Objective:
Lines that hold the word "index" should be located and copied.

Source material:
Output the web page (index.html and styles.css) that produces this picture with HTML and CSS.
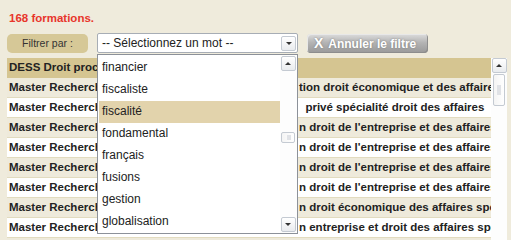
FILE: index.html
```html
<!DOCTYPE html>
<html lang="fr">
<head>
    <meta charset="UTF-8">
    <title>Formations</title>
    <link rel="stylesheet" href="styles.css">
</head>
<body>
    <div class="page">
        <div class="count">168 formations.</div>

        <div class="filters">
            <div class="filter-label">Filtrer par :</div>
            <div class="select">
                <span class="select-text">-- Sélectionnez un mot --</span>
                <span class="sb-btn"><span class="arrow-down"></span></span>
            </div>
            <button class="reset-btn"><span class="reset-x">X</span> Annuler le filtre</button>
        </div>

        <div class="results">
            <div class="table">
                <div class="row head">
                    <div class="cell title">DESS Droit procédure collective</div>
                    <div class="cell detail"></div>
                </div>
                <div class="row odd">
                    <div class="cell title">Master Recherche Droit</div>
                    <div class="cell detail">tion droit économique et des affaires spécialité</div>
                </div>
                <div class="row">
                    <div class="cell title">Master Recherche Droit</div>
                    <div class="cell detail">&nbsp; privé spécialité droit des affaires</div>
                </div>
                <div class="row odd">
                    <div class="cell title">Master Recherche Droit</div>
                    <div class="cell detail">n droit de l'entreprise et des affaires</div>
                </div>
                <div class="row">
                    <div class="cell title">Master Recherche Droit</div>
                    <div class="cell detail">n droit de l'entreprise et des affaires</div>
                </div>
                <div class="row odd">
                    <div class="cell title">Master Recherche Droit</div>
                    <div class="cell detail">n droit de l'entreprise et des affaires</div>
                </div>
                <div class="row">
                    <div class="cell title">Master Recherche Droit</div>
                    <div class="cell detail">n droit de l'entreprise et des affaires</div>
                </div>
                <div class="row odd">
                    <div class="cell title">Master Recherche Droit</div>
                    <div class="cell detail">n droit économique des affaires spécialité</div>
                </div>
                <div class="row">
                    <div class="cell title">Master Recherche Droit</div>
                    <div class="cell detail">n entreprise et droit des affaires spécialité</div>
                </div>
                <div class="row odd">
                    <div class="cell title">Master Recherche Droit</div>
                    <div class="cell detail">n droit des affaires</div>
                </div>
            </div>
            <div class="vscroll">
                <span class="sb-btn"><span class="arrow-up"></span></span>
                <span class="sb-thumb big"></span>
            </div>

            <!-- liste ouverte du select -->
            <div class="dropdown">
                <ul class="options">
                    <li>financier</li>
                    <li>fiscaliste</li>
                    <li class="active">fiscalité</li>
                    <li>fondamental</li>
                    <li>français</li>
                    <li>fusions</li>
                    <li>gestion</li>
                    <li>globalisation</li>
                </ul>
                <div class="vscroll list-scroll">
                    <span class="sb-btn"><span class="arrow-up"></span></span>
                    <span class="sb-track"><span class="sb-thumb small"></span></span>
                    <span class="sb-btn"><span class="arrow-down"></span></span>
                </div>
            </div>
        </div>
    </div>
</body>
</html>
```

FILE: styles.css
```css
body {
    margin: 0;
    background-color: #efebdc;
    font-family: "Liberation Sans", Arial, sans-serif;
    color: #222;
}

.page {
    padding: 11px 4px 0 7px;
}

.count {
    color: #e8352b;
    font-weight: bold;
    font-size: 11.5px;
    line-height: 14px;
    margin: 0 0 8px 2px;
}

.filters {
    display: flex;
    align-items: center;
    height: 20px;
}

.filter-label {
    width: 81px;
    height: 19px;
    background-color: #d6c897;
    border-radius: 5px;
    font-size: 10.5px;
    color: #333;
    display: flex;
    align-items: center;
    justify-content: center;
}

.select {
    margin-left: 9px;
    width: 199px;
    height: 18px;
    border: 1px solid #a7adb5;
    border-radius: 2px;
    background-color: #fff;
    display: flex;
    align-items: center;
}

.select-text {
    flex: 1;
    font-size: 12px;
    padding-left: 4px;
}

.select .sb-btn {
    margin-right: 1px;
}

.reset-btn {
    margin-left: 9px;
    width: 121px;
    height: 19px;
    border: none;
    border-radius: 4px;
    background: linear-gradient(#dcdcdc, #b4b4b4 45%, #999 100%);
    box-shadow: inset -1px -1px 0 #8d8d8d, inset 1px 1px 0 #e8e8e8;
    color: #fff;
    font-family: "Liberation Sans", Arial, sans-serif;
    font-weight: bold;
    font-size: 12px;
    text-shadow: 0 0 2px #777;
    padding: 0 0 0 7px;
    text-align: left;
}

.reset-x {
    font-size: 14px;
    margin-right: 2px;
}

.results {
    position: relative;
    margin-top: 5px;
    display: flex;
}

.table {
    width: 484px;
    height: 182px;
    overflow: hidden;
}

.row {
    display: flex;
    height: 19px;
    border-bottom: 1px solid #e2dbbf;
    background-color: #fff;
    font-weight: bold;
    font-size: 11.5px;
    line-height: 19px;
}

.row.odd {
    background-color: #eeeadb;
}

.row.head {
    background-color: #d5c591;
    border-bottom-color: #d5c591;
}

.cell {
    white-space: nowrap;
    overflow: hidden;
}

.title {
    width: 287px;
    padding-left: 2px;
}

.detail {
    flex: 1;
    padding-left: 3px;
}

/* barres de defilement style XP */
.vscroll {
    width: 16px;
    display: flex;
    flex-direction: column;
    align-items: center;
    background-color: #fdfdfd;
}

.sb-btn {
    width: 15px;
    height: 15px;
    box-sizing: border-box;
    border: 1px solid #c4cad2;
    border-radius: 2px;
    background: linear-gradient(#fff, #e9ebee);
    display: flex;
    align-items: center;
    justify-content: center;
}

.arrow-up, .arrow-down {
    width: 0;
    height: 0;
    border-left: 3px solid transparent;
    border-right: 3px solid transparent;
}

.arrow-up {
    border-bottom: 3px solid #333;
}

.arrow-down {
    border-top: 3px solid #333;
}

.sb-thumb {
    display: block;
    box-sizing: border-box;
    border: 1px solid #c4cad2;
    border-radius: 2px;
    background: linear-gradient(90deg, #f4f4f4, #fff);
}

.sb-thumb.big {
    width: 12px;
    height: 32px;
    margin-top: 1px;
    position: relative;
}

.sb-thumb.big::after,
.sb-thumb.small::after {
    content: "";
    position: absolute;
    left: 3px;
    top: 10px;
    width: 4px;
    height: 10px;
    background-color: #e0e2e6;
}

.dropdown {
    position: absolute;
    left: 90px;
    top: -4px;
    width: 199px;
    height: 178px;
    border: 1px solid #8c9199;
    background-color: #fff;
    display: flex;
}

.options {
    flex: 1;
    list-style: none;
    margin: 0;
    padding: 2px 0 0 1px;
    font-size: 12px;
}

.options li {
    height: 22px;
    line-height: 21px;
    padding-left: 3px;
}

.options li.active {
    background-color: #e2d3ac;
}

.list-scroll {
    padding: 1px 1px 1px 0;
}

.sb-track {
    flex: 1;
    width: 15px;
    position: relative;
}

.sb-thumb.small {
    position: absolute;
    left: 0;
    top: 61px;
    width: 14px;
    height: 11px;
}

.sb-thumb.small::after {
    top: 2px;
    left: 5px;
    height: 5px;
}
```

Response:
Output the web page (index.html and styles.css) that produces this picture with HTML and CSS.
FILE: index.html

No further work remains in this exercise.